Copy the data exactly; pictures stay out of the copy.

-- begin --

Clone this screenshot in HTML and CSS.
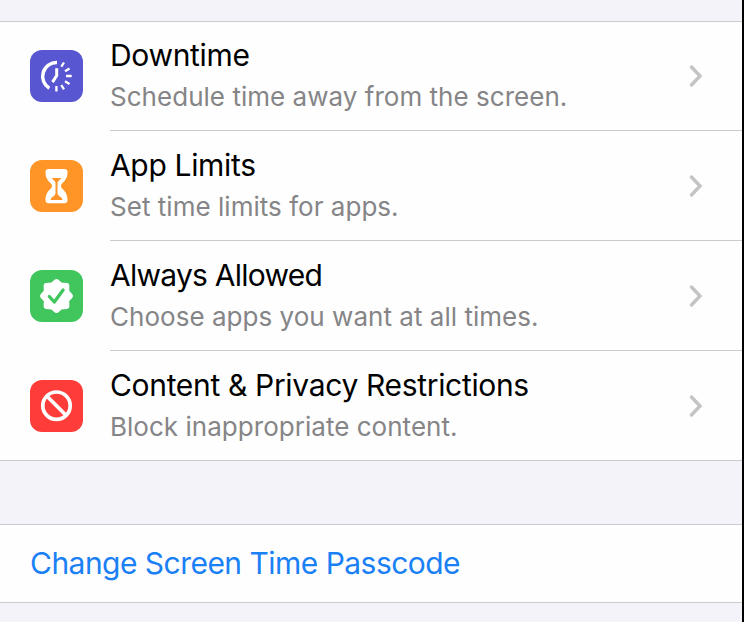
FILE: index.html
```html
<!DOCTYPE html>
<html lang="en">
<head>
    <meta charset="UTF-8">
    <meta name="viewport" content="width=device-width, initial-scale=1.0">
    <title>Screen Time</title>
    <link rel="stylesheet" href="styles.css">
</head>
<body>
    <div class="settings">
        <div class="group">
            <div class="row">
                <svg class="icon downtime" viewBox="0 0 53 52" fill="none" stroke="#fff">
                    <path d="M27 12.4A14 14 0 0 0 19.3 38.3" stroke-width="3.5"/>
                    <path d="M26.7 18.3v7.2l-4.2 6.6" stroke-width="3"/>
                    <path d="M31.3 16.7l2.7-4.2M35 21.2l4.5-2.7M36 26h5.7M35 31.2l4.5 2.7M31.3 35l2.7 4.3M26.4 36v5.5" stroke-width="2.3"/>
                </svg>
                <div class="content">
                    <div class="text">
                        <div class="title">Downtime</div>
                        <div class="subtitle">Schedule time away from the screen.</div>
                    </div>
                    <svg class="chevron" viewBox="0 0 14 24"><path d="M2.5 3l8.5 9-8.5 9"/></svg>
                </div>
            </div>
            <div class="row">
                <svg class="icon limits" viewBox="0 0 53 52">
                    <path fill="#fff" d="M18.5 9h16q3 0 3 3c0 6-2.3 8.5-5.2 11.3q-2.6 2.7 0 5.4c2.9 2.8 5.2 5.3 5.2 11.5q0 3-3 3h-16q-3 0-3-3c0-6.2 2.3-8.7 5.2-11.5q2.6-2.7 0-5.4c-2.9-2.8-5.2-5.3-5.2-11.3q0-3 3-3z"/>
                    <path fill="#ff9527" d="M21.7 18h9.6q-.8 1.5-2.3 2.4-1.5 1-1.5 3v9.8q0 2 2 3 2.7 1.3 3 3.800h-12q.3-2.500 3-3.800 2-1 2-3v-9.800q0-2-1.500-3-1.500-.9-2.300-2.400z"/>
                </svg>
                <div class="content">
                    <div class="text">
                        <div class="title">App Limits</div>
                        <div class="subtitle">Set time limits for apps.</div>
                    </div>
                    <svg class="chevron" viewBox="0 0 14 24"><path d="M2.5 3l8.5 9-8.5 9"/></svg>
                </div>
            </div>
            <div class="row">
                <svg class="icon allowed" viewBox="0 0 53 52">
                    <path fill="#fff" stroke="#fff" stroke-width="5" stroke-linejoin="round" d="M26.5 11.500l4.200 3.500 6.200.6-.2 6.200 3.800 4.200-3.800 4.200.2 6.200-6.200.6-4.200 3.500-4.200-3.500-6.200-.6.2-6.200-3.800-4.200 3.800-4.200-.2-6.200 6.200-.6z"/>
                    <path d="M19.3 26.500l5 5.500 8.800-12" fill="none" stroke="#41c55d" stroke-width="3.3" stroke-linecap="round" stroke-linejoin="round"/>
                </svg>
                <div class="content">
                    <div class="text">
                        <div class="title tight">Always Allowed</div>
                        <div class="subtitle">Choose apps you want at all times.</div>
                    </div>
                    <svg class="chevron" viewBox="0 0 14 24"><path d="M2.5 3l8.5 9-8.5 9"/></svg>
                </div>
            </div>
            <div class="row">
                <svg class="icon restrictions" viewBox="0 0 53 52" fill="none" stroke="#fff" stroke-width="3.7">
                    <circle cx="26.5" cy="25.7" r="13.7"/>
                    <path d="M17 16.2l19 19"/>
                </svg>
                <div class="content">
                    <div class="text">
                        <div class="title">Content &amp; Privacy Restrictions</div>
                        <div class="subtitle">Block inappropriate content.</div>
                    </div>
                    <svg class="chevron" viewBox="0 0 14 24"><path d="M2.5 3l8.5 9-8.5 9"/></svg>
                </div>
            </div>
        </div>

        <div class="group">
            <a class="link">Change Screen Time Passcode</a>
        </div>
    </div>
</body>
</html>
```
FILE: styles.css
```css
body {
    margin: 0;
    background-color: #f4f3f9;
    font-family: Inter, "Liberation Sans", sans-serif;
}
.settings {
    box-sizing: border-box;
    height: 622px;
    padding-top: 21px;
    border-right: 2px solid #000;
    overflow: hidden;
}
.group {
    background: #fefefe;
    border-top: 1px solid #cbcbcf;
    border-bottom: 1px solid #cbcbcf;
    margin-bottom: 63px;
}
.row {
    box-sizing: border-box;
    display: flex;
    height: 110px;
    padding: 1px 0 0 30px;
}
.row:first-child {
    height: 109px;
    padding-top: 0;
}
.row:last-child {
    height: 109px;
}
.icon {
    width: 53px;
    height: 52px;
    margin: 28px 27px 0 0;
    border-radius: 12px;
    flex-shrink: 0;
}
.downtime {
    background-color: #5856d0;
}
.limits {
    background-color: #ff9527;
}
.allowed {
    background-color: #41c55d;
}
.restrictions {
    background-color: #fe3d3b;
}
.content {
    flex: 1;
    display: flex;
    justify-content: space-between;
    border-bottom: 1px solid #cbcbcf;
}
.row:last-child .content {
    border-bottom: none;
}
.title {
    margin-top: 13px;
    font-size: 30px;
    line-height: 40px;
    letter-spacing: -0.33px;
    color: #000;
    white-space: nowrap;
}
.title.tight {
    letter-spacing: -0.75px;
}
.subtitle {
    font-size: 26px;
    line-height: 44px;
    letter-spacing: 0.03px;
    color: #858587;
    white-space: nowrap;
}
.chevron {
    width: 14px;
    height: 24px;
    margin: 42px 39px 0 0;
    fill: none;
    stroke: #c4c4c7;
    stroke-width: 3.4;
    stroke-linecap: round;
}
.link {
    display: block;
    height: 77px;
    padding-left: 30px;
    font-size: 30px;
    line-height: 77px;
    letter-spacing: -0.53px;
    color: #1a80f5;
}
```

-- end --

● **TASK RESPONSE**
Clone this screenshot in HTML and CSS.
FILE: index.html
```html
<!DOCTYPE html>
<html lang="en">
<head>
    <meta charset="UTF-8">
    <meta name="viewport" content="width=device-width, initial-scale=1.0">
    <title>Screen Time</title>
    <link rel="stylesheet" href="styles.css">
</head>
<body>
    <div class="settings">
        <div class="group">
            <div class="row">
                <svg class="icon downtime" viewBox="0 0 53 52" fill="none" stroke="#fff">
                    <path d="M27 12.4A14 14 0 0 0 19.3 38.3" stroke-width="3.5"/>
                    <path d="M26.7 18.3v7.2l-4.2 6.6" stroke-width="3"/>
                    <path d="M31.3 16.7l2.7-4.2M35 21.2l4.5-2.7M36 26h5.7M35 31.2l4.5 2.7M31.3 35l2.7 4.3M26.4 36v5.5" stroke-width="2.3"/>
                </svg>
                <div class="content">
                    <div class="text">
                        <div class="title">Downtime</div>
                        <div class="subtitle">Schedule time away from the screen.</div>
                    </div>
                    <svg class="chevron" viewBox="0 0 14 24"><path d="M2.5 3l8.5 9-8.5 9"/></svg>
                </div>
            </div>
            <div class="row">
                <svg class="icon limits" viewBox="0 0 53 52">
                    <path fill="#fff" d="M18.5 9h16q3 0 3 3c0 6-2.3 8.5-5.2 11.3q-2.6 2.7 0 5.4c2.9 2.8 5.2 5.3 5.2 11.5q0 3-3 3h-16q-3 0-3-3c0-6.2 2.3-8.7 5.2-11.5q2.6-2.7 0-5.4c-2.9-2.8-5.2-5.3-5.2-11.3q0-3 3-3z"/>
                    <path fill="#ff9527" d="M21.7 18h9.6q-.8 1.5-2.3 2.4-1.5 1-1.5 3v9.8q0 2 2 3 2.7 1.3 3 3.800h-12q.3-2.500 3-3.800 2-1 2-3v-9.800q0-2-1.500-3-1.500-.9-2.300-2.400z"/>
                </svg>
                <div class="content">
                    <div class="text">
                        <div class="title">App Limits</div>
                        <div class="subtitle">Set time limits for apps.</div>
                    </div>
                    <svg class="chevron" viewBox="0 0 14 24"><path d="M2.5 3l8.5 9-8.5 9"/></svg>
                </div>
            </div>
            <div class="row">
                <svg class="icon allowed" viewBox="0 0 53 52">
                    <path fill="#fff" stroke="#fff" stroke-width="5" stroke-linejoin="round" d="M26.5 11.500l4.200 3.500 6.200.6-.2 6.200 3.800 4.200-3.800 4.200.2 6.200-6.200.6-4.200 3.500-4.200-3.500-6.200-.6.2-6.200-3.800-4.200 3.800-4.200-.2-6.200 6.200-.6z"/>
                    <path d="M19.3 26.500l5 5.500 8.800-12" fill="none" stroke="#41c55d" stroke-width="3.3" stroke-linecap="round" stroke-linejoin="round"/>
                </svg>
                <div class="content">
                    <div class="text">
                        <div class="title tight">Always Allowed</div>
                        <div class="subtitle">Choose apps you want at all times.</div>
                    </div>
                    <svg class="chevron" viewBox="0 0 14 24"><path d="M2.5 3l8.5 9-8.5 9"/></svg>
                </div>
            </div>
            <div class="row">
                <svg class="icon restrictions" viewBox="0 0 53 52" fill="none" stroke="#fff" stroke-width="3.7">
                    <circle cx="26.5" cy="25.7" r="13.7"/>
                    <path d="M17 16.2l19 19"/>
                </svg>
                <div class="content">
                    <div class="text">
                        <div class="title">Content &amp; Privacy Restrictions</div>
                        <div class="subtitle">Block inappropriate content.</div>
                    </div>
                    <svg class="chevron" viewBox="0 0 14 24"><path d="M2.5 3l8.5 9-8.5 9"/></svg>
                </div>
            </div>
        </div>

        <div class="group">
            <a class="link">Change Screen Time Passcode</a>
        </div>
    </div>
</body>
</html>
```
FILE: styles.css
```css
body {
    margin: 0;
    background-color: #f4f3f9;
    font-family: Inter, "Liberation Sans", sans-serif;
}
.settings {
    box-sizing: border-box;
    height: 622px;
    padding-top: 21px;
    border-right: 2px solid #000;
    overflow: hidden;
}
.group {
    background: #fefefe;
    border-top: 1px solid #cbcbcf;
    border-bottom: 1px solid #cbcbcf;
    margin-bottom: 63px;
}
.row {
    box-sizing: border-box;
    display: flex;
    height: 110px;
    padding: 1px 0 0 30px;
}
.row:first-child {
    height: 109px;
    padding-top: 0;
}
.row:last-child {
    height: 109px;
}
.icon {
    width: 53px;
    height: 52px;
    margin: 28px 27px 0 0;
    border-radius: 12px;
    flex-shrink: 0;
}
.downtime {
    background-color: #5856d0;
}
.limits {
    background-color: #ff9527;
}
.allowed {
    background-color: #41c55d;
}
.restrictions {
    background-color: #fe3d3b;
}
.content {
    flex: 1;
    display: flex;
    justify-content: space-between;
    border-bottom: 1px solid #cbcbcf;
}
.row:last-child .content {
    border-bottom: none;
}
.title {
    margin-top: 13px;
    font-size: 30px;
    line-height: 40px;
    letter-spacing: -0.33px;
    color: #000;
    white-space: nowrap;
}
.title.tight {
    letter-spacing: -0.75px;
}
.subtitle {
    font-size: 26px;
    line-height: 44px;
    letter-spacing: 0.03px;
    color: #858587;
    white-space: nowrap;
}
.chevron {
    width: 14px;
    height: 24px;
    margin: 42px 39px 0 0;
    fill: none;
    stroke: #c4c4c7;
    stroke-width: 3.4;
    stroke-linecap: round;
}
.link {
    display: block;
    height: 77px;
    padding-left: 30px;
    font-size: 30px;
    line-height: 77px;
    letter-spacing: -0.53px;
    color: #1a80f5;
}
```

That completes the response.